The 2016 Winnipeg Folk Festival ended it's marathon weekend of music on Sunday night. In the aftermath, here are five fresh groups that sent me on a trip to the merchandise tent. 

 

 

 Lemon Bucket Orkestra:These guys are the worldliest orchestra you’ve ever seen. One of the most popular band’s in Toronto, The Lemon Bucket Orkestra is “Canada’s only Balkan-klezmer-gypsy-party-punk-super-band,” with classical music influences thrown in. The dizzying collection of styles and raw spontaneity of the group is electric, and had everyone at the Bur Oak stage on their feet and dancing. Basically, this music should appeal to anyone...if it doesn’t appeal to you, you’re probably not fun.

The Head and the Heart:
Taking one for the indie-folk team, The Head and the Heart have that nostalgic alternative sound nailed down. Their soaring melodies are at once lush and anthemic, their lyrics are poignant and intimate, and their onstage musical chemistry is electric. As Josiah Johnson sings lines like “Lord have mercy on my rough and rowdy ways”, you feel as though you’ve just arrived home from the epic journey of your life.

 

The Staves:
This fem fantastic English trio are true folk musicians, wearing their hearts in their music.
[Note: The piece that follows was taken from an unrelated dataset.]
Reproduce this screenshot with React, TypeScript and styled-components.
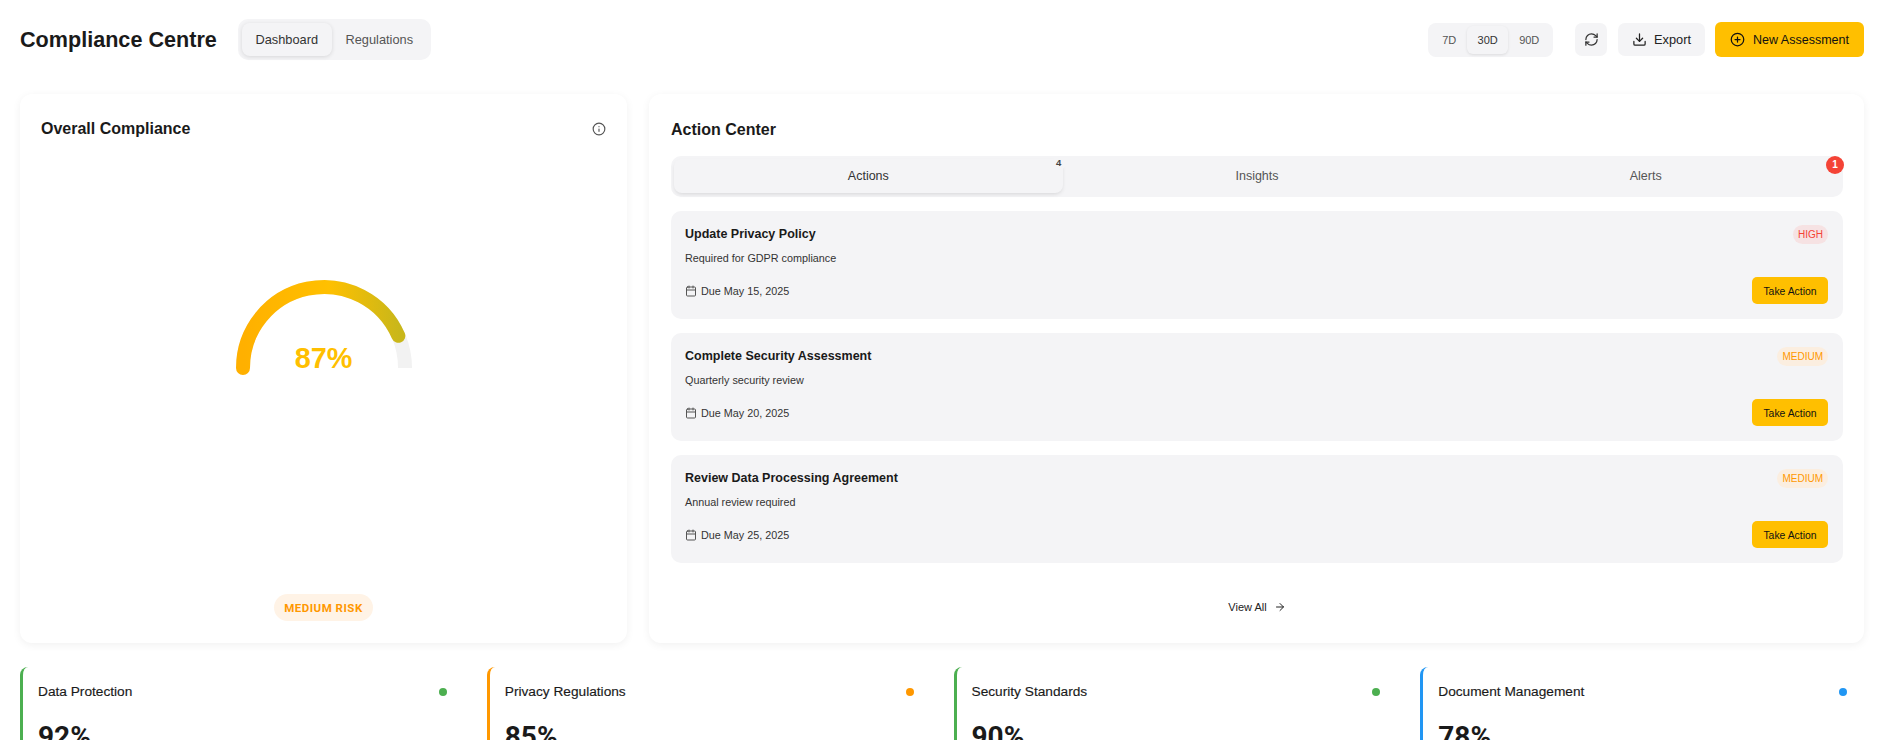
import React from "react";
import styled, { createGlobalStyle } from "styled-components";
import { ArrowRight, Calendar, CirclePlus, Download, Info, RefreshCw } from "lucide-react";

const Global = createGlobalStyle`
  html, body {
    margin: 0;
    padding: 0;
    background: #fff;
    overflow: hidden;
  }
  body {
    font-family: "Liberation Sans", Arial, sans-serif;
    color: #1a1a1a;
  }
  * {
    box-sizing: border-box;
  }
`;

const Page = styled.div`
  padding: 19px 16px 0 20px;
`;

const Header = styled.header`
  display: flex;
  align-items: center;
  justify-content: space-between;
  height: 41px;
  margin-bottom: 34px;
`;

const HeaderGroup = styled.div`
  display: flex;
  align-items: center;
`;

const PageTitle = styled.h1`
  margin: 0 21px 0 0;
  font-size: 21.6px;
  font-weight: 700;
  color: #1a1a1a;
`;

const NavTabs = styled.div`
  display: flex;
  padding: 4px;
  background: #f4f4f6;
  border-radius: 10px;
`;

const NavTab = styled.div<{ $active?: boolean }>`
  display: flex;
  align-items: center;
  justify-content: center;
  height: 33px;
  width: ${(p) => (p.$active ? "90px" : "95px")};
  font-size: 12.8px;
  color: ${(p) => (p.$active ? "#333" : "#555")};
  border-radius: 8px;
  box-shadow: ${(p) => (p.$active ? "0 1px 4px rgba(0,0,0,.12)" : "none")};
`;

const RangeTabs = styled.div`
  display: flex;
  padding: 3px;
  height: 34px;
  margin-right: 22px;
  background: #f4f4f6;
  border-radius: 8px;
`;

const RangeTab = styled.div<{ $active?: boolean }>`
  display: flex;
  align-items: center;
  justify-content: center;
  padding: 0 10.7px;
  font-size: 11px;
  color: ${(p) => (p.$active ? "#333" : "#555")};
  border-radius: 6px;
  box-shadow: ${(p) => (p.$active ? "0 1px 3px rgba(0,0,0,.1)" : "none")};
`;

const IconButton = styled.div`
  display: flex;
  align-items: center;
  justify-content: center;
  width: 32px;
  height: 33px;
  margin-right: 11px;
  background: #f4f4f6;
  color: #333;
  border-radius: 7px;
`;

const ExportButton = styled.div`
  display: flex;
  align-items: center;
  justify-content: center;
  gap: 7px;
  width: 87px;
  height: 33px;
  margin-right: 10px;
  font-size: 12.8px;
  background: #f4f4f6;
  color: #222;
  border-radius: 7px;
`;

const PrimaryButton = styled.div`
  display: flex;
  align-items: center;
  justify-content: center;
  gap: 8px;
  width: 149px;
  height: 35px;
  font-size: 12.5px;
  background: #ffbf00;
  color: #111;
  border-radius: 6px;
`;

const MainGrid = styled.div`
  display: grid;
  grid-template-columns: 607px 1fr;
  gap: 22px;
  margin-bottom: 24px;
`;

const Card = styled.section`
  display: flex;
  flex-direction: column;
  height: 549px;
  background: #fff;
  border-radius: 12px;
  box-shadow: 0 2px 8px rgba(0, 0, 0, 0.06);
`;

const GaugeCard = styled(Card)`
  padding: 25px 21px 22px;
`;

const ActionCard = styled(Card)`
  padding: 26px 21px 0 22px;
`;

const CardHeader = styled.div`
  display: flex;
  align-items: center;
  justify-content: space-between;
  height: 20px;
`;

const CardTitle = styled.h2`
  margin: 0;
  font-size: 16px;
  font-weight: 700;
  color: #1a1a1a;
`;

const GaugeArea = styled.div`
  flex: 1;
  display: flex;
  align-items: center;
  justify-content: center;
  padding-top: 2px;
`;

const GaugeBox = styled.div`
  position: relative;
  width: 190px;
  height: 190px;
`;

const GaugeValue = styled.div`
  position: absolute;
  top: 69px;
  left: 0;
  right: 0;
  text-align: center;
  font-size: 28.8px;
  font-weight: 700;
  line-height: 32px;
  color: #ffbf00;
`;

const RiskPill = styled.div`
  align-self: center;
  display: flex;
  align-items: center;
  height: 27px;
  padding: 0 10px;
  font-family: Roboto, sans-serif;
  font-size: 11.5px;
  font-weight: 700;
  letter-spacing: 0.5px;
  color: #ff9800;
  background: #fff3e6;
  border-radius: 14px;
`;

const ActionTabs = styled.div`
  display: flex;
  height: 41px;
  margin-top: 16px;
  padding: 3px;
  background: #f4f4f6;
  border-radius: 10px;
`;

const ActionTab = styled.div<{ $active?: boolean }>`
  position: relative;
  flex: 1;
  display: flex;
  align-items: center;
  justify-content: center;
  height: 34px;
  font-size: 12.5px;
  color: ${(p) => (p.$active ? "#333" : "#555")};
  border-radius: 8px;
  box-shadow: ${(p) => (p.$active ? "0 2px 4px -1px rgba(0,0,0,.13)" : "none")};
`;

const CountBadge = styled.span`
  position: absolute;
  top: -3px;
  right: -3px;
  width: 14px;
  height: 14px;
  font-size: 9.5px;
  font-weight: 700;
  line-height: 14px;
  text-align: center;
  color: #444;
  background: #f4f4f6;
  border-radius: 50%;
`;

const AlertBadge = styled.span`
  position: absolute;
  top: -3px;
  right: -4px;
  width: 18px;
  height: 18px;
  font-size: 10px;
  font-weight: 700;
  line-height: 18px;
  text-align: center;
  color: #fff;
  background: #f44336;
  border-radius: 50%;
`;

const ActionList = styled.div`
  display: flex;
  flex-direction: column;
  gap: 14px;
  margin-top: 14px;
`;

const ActionItem = styled.article`
  display: flex;
  flex-direction: column;
  height: 108px;
  padding: 14px 15px 15px 14px;
  background: #f4f4f6;
  border-radius: 10px;
`;

const ItemTop = styled.div`
  display: flex;
  justify-content: space-between;
  align-items: flex-start;
`;

const ItemTitle = styled.div`
  padding-top: 1px;
  font-size: 12.5px;
  font-weight: 700;
  line-height: 16px;
  color: #1a1a1a;
`;

const ItemDesc = styled.div`
  margin-top: 9px;
  font-size: 10.8px;
  line-height: 14px;
  color: #333;
`;

const Priority = styled.span<{ $high?: boolean }>`
  display: block;
  height: 19px;
  padding: 0 5px;
  font-size: 10px;
  line-height: 19px;
  color: ${(p) => (p.$high ? "#f44336" : "#ff9800")};
  background: ${(p) => (p.$high ? "#f6e2e3" : "#fbeee0")};
  border-radius: 10px;
`;

const ItemBottom = styled.div`
  display: flex;
  justify-content: space-between;
  align-items: center;
  margin-top: auto;
`;

const DueDate = styled.div`
  display: flex;
  align-items: center;
  gap: 4px;
  font-size: 10.8px;
  color: #333;
  svg {
    color: #555;
  }
`;

const TakeAction = styled.div`
  display: flex;
  align-items: center;
  justify-content: center;
  width: 76px;
  height: 27px;
  padding-top: 1px;
  font-size: 10.4px;
  color: #111;
  background: #ffbf00;
  border-radius: 5px;
`;

const ViewAll = styled.div`
  display: flex;
  align-items: center;
  justify-content: center;
  gap: 7px;
  margin-top: 37px;
  font-size: 11px;
  line-height: 14px;
  color: #222;
`;

const MetricGrid = styled.div`
  display: grid;
  grid-template-columns: repeat(4, 1fr);
  gap: 24px;
  margin-right: 1px;
`;

const Metric = styled.article<{ $color: string }>`
  height: 120px;
  padding: 16px 16px 16px 15px;
  background: #fff;
  border-left: 3px solid ${(p) => p.$color};
  border-radius: 8px;
`;

const MetricTop = styled.div`
  display: flex;
  align-items: center;
  justify-content: space-between;
`;

const MetricName = styled.div`
  font-size: 13.7px;
  line-height: 18px;
  color: #1a1a1a;
  -webkit-text-stroke: 0.15px #1a1a1a;
`;

const Dot = styled.span<{ $color: string }>`
  width: 8px;
  height: 8px;
  background: ${(p) => p.$color};
  border-radius: 50%;
`;

const MetricValue = styled.div`
  margin-top: 20px;
  font-family: Roboto, sans-serif;
  font-size: 28px;
  font-weight: 700;
  line-height: 32px;
  color: #1a1a1a;
`;

const actions = [
  { title: "Update Privacy Policy", desc: "Required for GDPR compliance", due: "Due May 15, 2025", level: "HIGH" },
  { title: "Complete Security Assessment", desc: "Quarterly security review", due: "Due May 20, 2025", level: "MEDIUM" },
  { title: "Review Data Processing Agreement", desc: "Annual review required", due: "Due May 25, 2025", level: "MEDIUM" },
];

const metrics = [
  { name: "Data Protection", value: "92%", color: "#4caf50" },
  { name: "Privacy Regulations", value: "85%", color: "#ff9800" },
  { name: "Security Standards", value: "90%", color: "#4caf50" },
  { name: "Document Management", value: "78%", color: "#2196f3" },
];

function Gauge() {
  const r = 81;
  const cx = 95;
  const cy = 95;
  const angle = Math.PI * (1 - 0.87);
  const ex = cx + r * Math.cos(angle);
  const ey = cy - r * Math.sin(angle);
  return (
    <svg width="190" height="190" viewBox="0 0 190 190" fill="none">
      <defs>
        <linearGradient id="gaugeFill" gradientUnits="userSpaceOnUse" x1="14" y1="0" x2="170" y2="0">
          <stop offset="0" stopColor="#ffb000" />
          <stop offset="0.55" stopColor="#ffc000" />
          <stop offset="1" stopColor="#c9b71a" />
        </linearGradient>
      </defs>
      <path d={`M${cx - r} ${cy}A${r} ${r} 0 0 1 ${cx + r} ${cy}`} stroke="#f2f2f2" strokeWidth="14" />
      <path
        d={`M${cx - r} ${cy}A${r} ${r} 0 0 1 ${ex} ${ey}`}
        stroke="url(#gaugeFill)"
        strokeWidth="14"
        strokeLinecap="round"
      />
    </svg>
  );
}

export default function App() {
  return (
    <Page>
      <Global />
      <Header>
        <HeaderGroup>
          <PageTitle>Compliance Centre</PageTitle>
          <NavTabs>
            <NavTab $active>Dashboard</NavTab>
            <NavTab>Regulations</NavTab>
          </NavTabs>
        </HeaderGroup>
        <HeaderGroup>
          <RangeTabs>
            <RangeTab>7D</RangeTab>
            <RangeTab $active>30D</RangeTab>
            <RangeTab>90D</RangeTab>
          </RangeTabs>
          <IconButton>
            <RefreshCw size={15} />
          </IconButton>
          <ExportButton>
            <Download size={15} />
            Export
          </ExportButton>
          <PrimaryButton>
            <CirclePlus size={15} />
            New Assessment
          </PrimaryButton>
        </HeaderGroup>
      </Header>

      <MainGrid>
        <GaugeCard>
          <CardHeader>
            <CardTitle>Overall Compliance</CardTitle>
            <Info size={14} color="#555" />
          </CardHeader>
          <GaugeArea>
            <GaugeBox>
              <Gauge />
              <GaugeValue>87%</GaugeValue>
            </GaugeBox>
          </GaugeArea>
          <RiskPill>MEDIUM RISK</RiskPill>
        </GaugeCard>

        <ActionCard>
          <CardHeader>
            <CardTitle>Action Center</CardTitle>
          </CardHeader>
          <ActionTabs>
            <ActionTab $active>
              Actions
              <CountBadge>4</CountBadge>
            </ActionTab>
            <ActionTab>Insights</ActionTab>
            <ActionTab>
              Alerts
              <AlertBadge>1</AlertBadge>
            </ActionTab>
          </ActionTabs>
          <ActionList>
            {actions.map((a) => (
              <ActionItem key={a.title}>
                <ItemTop>
                  <div>
                    <ItemTitle>{a.title}</ItemTitle>
                    <ItemDesc>{a.desc}</ItemDesc>
                  </div>
                  <Priority $high={a.level === "HIGH"}>{a.level}</Priority>
                </ItemTop>
                <ItemBottom>
                  <DueDate>
                    <Calendar size={12} />
                    {a.due}
                  </DueDate>
                  <TakeAction>Take Action</TakeAction>
                </ItemBottom>
              </ActionItem>
            ))}
          </ActionList>
          <ViewAll>
            View All
            <ArrowRight size={12} />
          </ViewAll>
        </ActionCard>
      </MainGrid>

      <MetricGrid>
        {metrics.map((m) => (
          <Metric key={m.name} $color={m.color}>
            <MetricTop>
              <MetricName>{m.name}</MetricName>
              <Dot $color={m.color} />
            </MetricTop>
            <MetricValue>{m.value}</MetricValue>
          </Metric>
        ))}
      </MetricGrid>
    </Page>
  );
}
They wear collared shirts and cable-knit sweaters and they sing about love and being young and traveling all over Europe. I’m always willing to buy in the currency of folksy nostalgia - an image and sound that is iconic at folk festivals everywhere.

Mikaela Davis:
The New York singer songwriter has an unconventional musical get-up - she is 24 years old with bleached white hair and she plays the harp, which she uses to create a fusion of sounds you might call psychedelic chamber pop. In “The Light is Always On” she begins with an exotic-sounding montage of classical glissandos, showing off her technical maturity, but her musical chops are fully revealed when she starts singing with an easy, angelic-like quality. As the opening psychedelia segues into an anthemic folk rock, all I could hear was The Beatles ‘Within You Without You’. This is to say that her vocals and songwriting skills are stand-alone. Combined with her classical training, Davis is a dreamy up-and-comer, she’ll be around for a while.

The Dead South:
I was definitely into the raspy twang of this Bluegrass group that I’d never heard of. Hailing from Regina, Saskatchewan, this quartet of classically southern-looking men do bluegrass just as it should be done, with a dusty banjo and heartfelt cello that make for some hard-hitting melancholy. I don’t normally listen to Bluegrass, but I lounged in the shade for the group's entire set at the Big Bluestem stage on Friday afternoon, pretending I was in Alabama.